To be sure, some industries are more susceptible to allowing enforcement. But many come nowhere close. I guess what I'm saying is this: I'm not tired of non-compete lawsuits. I'm tired of crappy non-compete lawsuits. And I'm absolutely done with lazy lawyering.
As I often do, I checked out Russell Beck's Fair Competition Law and learned Pennsylvania legislators have proposed a California-style ban on non-competes. The text of House Bill No. 1938 is available here. Of more interest, candidly, was Russell's hat-tip to a recent article published by Norm Bishara and Evan Starr, The Incomplete Noncompete Picture. Bishara and Starr conclude that some basic questions are left unanswered by empirical research. One area that seems to be problematic for researchers is the ability to track employees over time, in terms of their job advancement and wage rates. And if you think about it, incentives for these employees may change.
For early-stage employees, they are very likely to change jobs and face advancement constraints posed by non-competes that they are unable to litigate. They have, and should have, very coarse feelings about them. But over time, they may change their mind, particularly if they are entrepreneurial and can benefit from restrictive covenants imposed on others.

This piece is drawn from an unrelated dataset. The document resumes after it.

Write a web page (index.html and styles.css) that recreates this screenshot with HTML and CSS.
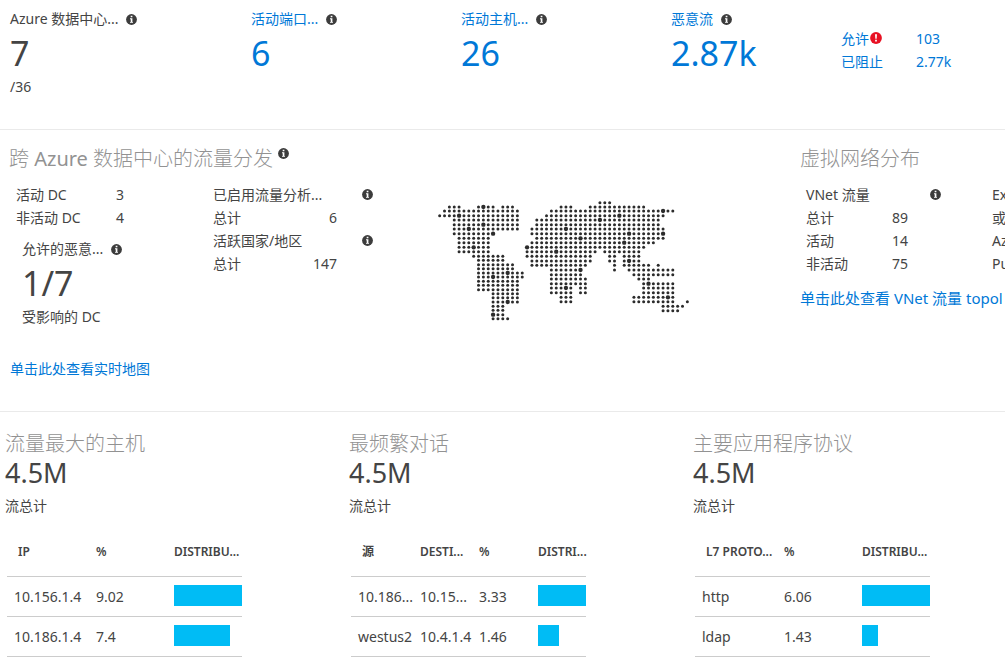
FILE: index.html
```html
<!DOCTYPE html>
<html lang="zh-CN">
<head>
<meta charset="utf-8">
<meta name="viewport" content="width=device-width, initial-scale=1">
<title>流量分析</title>
<link rel="stylesheet" href="styles.css">
</head>
<body>
<svg class="sprite" aria-hidden="true">
  <symbol id="info" viewBox="0 0 11 11">
    <circle cx="5.5" cy="5.5" r="5.4" fill="#3c3c3c"/>
    <path d="M4.7 1.8h1.7v1.5H4.7zM4 4.3h2.4v3.6H7v.9H4v-.9h.7V5.2H4z" fill="#fff"/>
  </symbol>
  <symbol id="alert" viewBox="0 0 11 11">
    <circle cx="5.5" cy="5.5" r="5.4" fill="#e81123"/>
    <path d="M4.6 2h1.8l-.3 4.3H4.9zM4.7 7.2h1.6v1.5H4.7z" fill="#fff"/>
  </symbol>
</svg>

<section class="summary">
  <div class="metric">
    <div class="metric-label">Azure 数据中心... <svg class="icon"><use href="#info"/></svg></div>
    <div class="metric-value">7</div>
    <div class="metric-sub">/36</div>
  </div>
  <div class="metric">
    <div class="metric-label"><a href="#endpoints">活动端口...</a> <svg class="icon"><use href="#info"/></svg></div>
    <a class="metric-value" href="#endpoints">6</a>
  </div>
  <div class="metric">
    <div class="metric-label"><a href="#hosts">活动主机...</a> <svg class="icon"><use href="#info"/></svg></div>
    <a class="metric-value" href="#hosts">26</a>
  </div>
  <div class="metric">
    <div class="metric-label"><a href="#malicious">恶意流</a> <svg class="icon"><use href="#info"/></svg></div>
    <a class="metric-value" href="#malicious">2.87k</a>
  </div>
  <dl class="flow-split">
    <dt><a href="#allowed">允许</a><svg class="icon icon-alert"><use href="#alert"/></svg></dt>
    <dd><a href="#allowed">103</a></dd>
    <dt><a href="#blocked">已阻止</a></dt>
    <dd><a href="#blocked">2.77k</a></dd>
  </dl>
</section>

<section class="distribution">
  <div class="datacenters">
    <h2 class="title"><span>跨 <span class="title-brand">Azure</span> 数据中心的流量分发</span><svg class="icon icon-raised"><use href="#info"/></svg></h2>
    <div class="datacenters-body">
      <div class="dc-status">
        <dl class="dc-counts">
          <dt>活动 DC</dt><dd>3</dd>
          <dt>非活动 DC</dt><dd>4</dd>
        </dl>
        <div class="metric affected">
          <div class="metric-label">允许的恶意... <svg class="icon"><use href="#info"/></svg></div>
          <div class="metric-value">1/7</div>
          <div class="metric-sub">受影响的 DC</div>
        </div>
      </div>
      <div class="totals">
        <div class="totals-head">已启用流量分析... <svg class="icon"><use href="#info"/></svg></div>
        <div class="totals-row"><span>总计</span><span>6</span></div>
        <div class="totals-head">活跃国家/地区 <svg class="icon"><use href="#info"/></svg></div>
        <div class="totals-row"><span>总计</span><span>147</span></div>
      </div>
      <svg class="map" id="map" viewBox="20 30 756 366" role="img" aria-label="世界地图"></svg>
    </div>
    <a class="map-link" href="#map">单击此处查看实时地图</a>
  </div>

  <div class="vnet">
    <h2 class="title">虚拟网络分布</h2>
    <div class="vnet-body">
      <dl class="vnet-counts">
        <dt class="vnet-head">VNet 流量 <svg class="icon"><use href="#info"/></svg></dt>
        <dt>总计</dt><dd>89</dd>
        <dt>活动</dt><dd>14</dd>
        <dt>非活动</dt><dd>75</dd>
      </dl>
      <div class="vnet-more">
        <div>Ex</div><div>或</div><div>Az</div><div>Pu</div>
      </div>
    </div>
    <a class="topology-link" href="#topology">单击此处查看 VNet 流量 topol</a>
  </div>
</section>

<section class="rankings">
  <div class="panel">
    <h2 class="title">流量最大的主机</h2>
    <div class="panel-value">4.5M</div>
    <div class="panel-sub">流总计</div>
    <table class="rank">
      <colgroup><col class="c-name"><col class="c-pct"><col></colgroup>
      <thead><tr><th>IP</th><th>%</th><th>DISTRIBU...</th></tr></thead>
      <tbody>
        <tr><td>10.156.1.4</td><td>9.02</td><td><div class="bar" style="width:100%"></div></td></tr>
        <tr><td>10.186.1.4</td><td>7.4</td><td><div class="bar" style="width:82%"></div></td></tr>
      </tbody>
    </table>
  </div>
  <div class="panel">
    <h2 class="title">最频繁对话</h2>
    <div class="panel-value">4.5M</div>
    <div class="panel-sub">流总计</div>
    <table class="rank">
      <colgroup><col class="c-source"><col class="c-part"><col class="c-part"><col></colgroup>
      <thead><tr><th>源</th><th>DESTI...</th><th>%</th><th>DISTRI...</th></tr></thead>
      <tbody>
        <tr><td>10.186...</td><td>10.15...</td><td>3.33</td><td><div class="bar" style="width:100%"></div></td></tr>
        <tr><td>westus2</td><td>10.4.1.4</td><td>1.46</td><td><div class="bar" style="width:44%"></div></td></tr>
      </tbody>
    </table>
  </div>
  <div class="panel">
    <h2 class="title">主要应用程序协议</h2>
    <div class="panel-value">4.5M</div>
    <div class="panel-sub">流总计</div>
    <table class="rank">
      <colgroup><col class="c-name"><col class="c-pct"><col></colgroup>
      <thead><tr><th>L7 PROTO...</th><th>%</th><th>DISTRIBU...</th></tr></thead>
      <tbody>
        <tr><td>http</td><td>6.06</td><td><div class="bar" style="width:100%"></div></td></tr>
        <tr><td>ldap</td><td>1.43</td><td><div class="bar" style="width:24%"></div></td></tr>
      </tbody>
    </table>
  </div>
</section>
<script src="map.js"></script>
</body>
</html>
```
FILE: styles.css
```css
* { box-sizing: border-box; }

body {
  margin: 0;
  background: #fff;
  color: #444;
  font-family: "Noto Sans", "Noto Sans CJK SC", sans-serif;
  font-size: 14px;
  line-height: 23px;
  overflow-x: hidden;
}

a { color: #0078d7; text-decoration: none; }
dl, dd, h2 { margin: 0; }

.sprite { position: absolute; width: 0; height: 0; }
.icon { display: block; flex: none; width: 11px; height: 11px; }

.title {
  display: flex;
  color: #929292;
  font-size: 20px;
  font-weight: 300;
  line-height: 28px;
  white-space: nowrap;
}
.title-brand { font-weight: 400; }
.icon-raised { margin: 3px 0 0 5px; }

/* Headline figures */
.summary {
  display: grid;
  grid-template-columns: 241fr 210fr 210fr 170fr 164fr;
  height: 130px;
  padding: 8px 0 0 10px;
  border-bottom: 1px solid #eaeaea;
}
.metric-label {
  display: flex;
  align-items: center;
  gap: 8px;
  line-height: 22px;
  white-space: nowrap;
}
.metric-value { display: block; font-size: 34px; line-height: 46px; }
.metric-sub { line-height: 22px; }

.flow-split {
  display: grid;
  grid-template-columns: 75px 1fr;
  align-content: start;
  padding-top: 19px;
}
.flow-split dt { display: flex; }
.icon-alert { width: 12px; height: 12px; margin: 5px 0 0 1px; }

/* Traffic distribution */
.distribution {
  display: grid;
  grid-template-columns: minmax(0, 1fr) 205px;
  padding: 15px 0 31px;
  border-bottom: 1px solid #eaeaea;
}
.datacenters .title { padding-left: 9px; }
.datacenters-body {
  display: grid;
  grid-template-columns: 213px 224px 252px;
  padding-top: 10px;
}
.dc-counts {
  display: grid;
  grid-template-columns: 100px 1fr;
  padding-left: 16px;
}
.affected { padding: 9px 0 0 22px; }
.totals { width: 160px; }
.totals-head {
  display: flex;
  align-items: center;
  justify-content: space-between;
  white-space: nowrap;
}
.totals-row {
  display: flex;
  justify-content: space-between;
  padding-right: 36px;
}
.map { display: block; width: 252px; height: 122px; margin-top: 17px; fill: #2b2b2b; }
.map-link { display: inline-block; margin: 30px 0 0 10px; line-height: 22px; }

.vnet { overflow: hidden; white-space: nowrap; }
.vnet-body { display: flex; padding: 10px 0 0 6px; }
.vnet-counts {
  display: grid;
  flex: none;
  grid-template-columns: 86px 1fr;
  width: 186px;
}
.vnet-head {
  display: flex;
  grid-column: 1 / -1;
  align-items: center;
  justify-content: space-between;
  padding-right: 51px;
}
.topology-link { display: inline-block; margin-top: 12px; font-size: 15px; line-height: 22px; }

/* Top-talker panels */
.rankings {
  display: grid;
  grid-template-columns: 344fr 344fr 312fr;
  padding: 18px 0 0 5px;
}
.panel-value { font-size: 27px; line-height: 30px; }
.panel-sub { margin-top: 7px; line-height: 22px; }

.rank {
  width: 235px;
  margin: 11px 0 0 2px;
  border-collapse: collapse;
  table-layout: fixed;
}
.c-name { width: 89px; }
.c-pct { width: 78px; }
.c-source { width: 69px; }
.c-part { width: 59px; }
.rank th,
.rank td {
  height: 40px;
  padding: 0;
  border-bottom: 1px solid #ccc;
  text-align: left;
  white-space: nowrap;
}
.rank th { height: 48px; font-size: 12px; font-weight: 600; }
.rank th:first-child { padding-left: 11px; }
.rank td:first-child { padding-left: 7px; }
.bar { height: 21px; margin-bottom: 2px; background: #00bcf5; }
```
FILE: map.js
```js
// Each row: y, runs of dot columns [first, last], columns with an enlarged dot.
const rows = [
  [38, [[33, 35]], []],
  [51, [[2, 4], [8, 11], [13, 15], [25, 27], [31, 42]], [9]],
  [63, [[1, 16], [23, 48]], [46]],
  [77, [[0, 16], [22, 46]], [4, 37]],
  [90, [[3, 16], [20, 45]], [33]],
  [104, [[3, 16], [20, 45]], [9]],
  [117, [[3, 16], [19, 46]], [6, 26]],
  [131, [[3, 11], [19, 46]], [11, 39, 46]],
  [145, [[4, 10], [20, 46]], [29]],
  [158, [[4, 10], [19, 44]], [38]],
  [172, [[4, 10], [18, 42]], [7, 18]],
  [185, [[4, 10], [18, 32], [34, 41]], [24]],
  [199, [[7, 13], [18, 31], [35, 36], [38, 41]], []],
  [213, [[19, 31], [35, 36], [38, 41]], [39]],
  [226, [[19, 30], [36, 36], [38, 43], [45, 45]], []],
  [240, [[23, 29], [36, 36], [39, 48]], [29]],
  [254, [[23, 29], [40, 48]], []],
  [267, [[23, 30], [41, 43]], []],
  [281, [[23, 30], [42, 48]], [43]],
  [294, [[23, 27], [29, 30], [42, 48]], [26]],
  [308, [[23, 27], [29, 30], [42, 48]], []],
  [322, [[25, 27], [40, 48]], [47]],
  [335, [[25, 27], [40, 48], [51, 51]], []],
  [349, [[46, 50]], []],
  [362, [[46, 49]], []],
  // South America
  [211, [[8, 13]], []],
  [224, [[8, 15]], []],
  [236, [[8, 15]], []],
  [249, [[8, 17]], [14]],
  [261, [[8, 17]], [11]],
  [274, [[8, 16]], []],
  [286, [[8, 16]], []],
  [299, [[8, 16]], []],
  [311, [[11, 16]], []],
  [323, [[11, 16]], []],
  [336, [[11, 16]], [14]],
  [349, [[11, 13]], []],
  [361, [[11, 13]], []],
  [374, [[11, 13]], [11]],
  [386, [[11, 14]], []],
];

const map = document.getElementById("map");
for (const [y, runs, large] of rows) {
  for (const [first, last] of runs) {
    for (let column = first; column <= last; column++) {
      const dot = document.createElementNS("http://www.w3.org/2000/svg", "circle");
      dot.setAttribute("cx", 28 + column * 14.57);
      dot.setAttribute("cy", y);
      dot.setAttribute("r", large.includes(column) ? 6.5 : 4.5);
      map.appendChild(dot);
    }
  }
}
```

Finally, for this year, I thought the Sixth Circuit's opinion in Hall v. Edgewood Partners Ins. Center, Inc., No. 17-3744, is well worth a read for practitioners and laypersons alike. It addresses a rather common question I face regarding assignability of employee restrictive covenants following an asset sale. I will not deconstruct or case-summarize here, but I do provide a link to Judge Thapar's eminently readable opinion on an issue that is often misunderstood and extremely important to get right.
With that, I bow out for 2017. See you in a week or so. And thanks again for reading!